Though the High court has upheld the validity of 1997 constitution, its enforcement cannot be done unless it is acceptable to all sections of population in Fiji.  It may be recalled that the 1997 Constitution had been unanimously endorsed by the Great Council of Chiefs and by the two houses of the Fijian Parliament. Even Rabuka for all his faults, recently said that the 1997 Constitution does not deserve to be arbitrarily "abrogated." Significantly, he emphasised that the 1997 constitution was blessed by both "God and the highest Fijian institution, the Great Council of Chiefs."

The interim prime minister has also made an emotional plea for reconciliation between Indo-Fijians and indigenous Fijians.  The alternatives are too ugly to comprehend he added.

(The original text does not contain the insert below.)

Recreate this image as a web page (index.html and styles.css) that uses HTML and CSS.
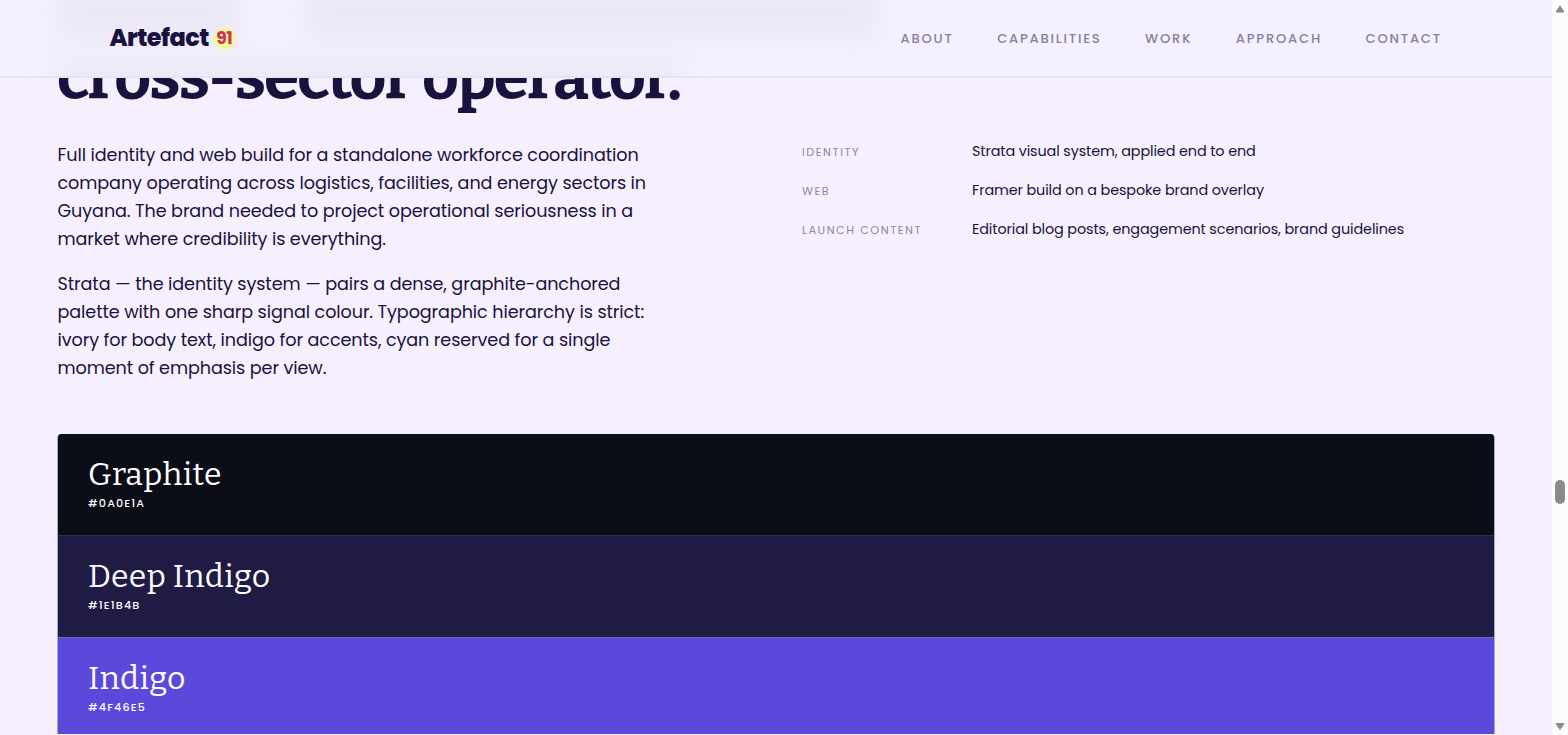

There is no doubt that the political and racial relations are badly strained. The 1997 Constitution was the best dispensation that the Indo Fijians could have hoped for.  More essential for them is to see that some long term solution is found for present crisis relating to the ownership of land.  The indigenous chiefs hold most of the land that Indian farmers cultivate.

There is a provision in the 1997 constitution for the formation of a government of National Unity from elected parliamentarians.  Chaudhry’s deputy, a native Fijian Tupeni Baba has declared his readiness to take over the party leadership and lead a government of National Unity if such a move is undertaken.  The army has made it known that a government of National unity is not feasible if Chaudhry insists on becoming Prime minister once again as that would arouse opposition and violence from extremist Fijians.

If the restoration of 1997 Constitution is central to the interest of Indo Fijians, then Chaudhry should allow his deputy to take over a government of national unity. This is in the interest of peace, reconciliation between the two races, restoration of democracy and the interests of Indo Fijians in the long run.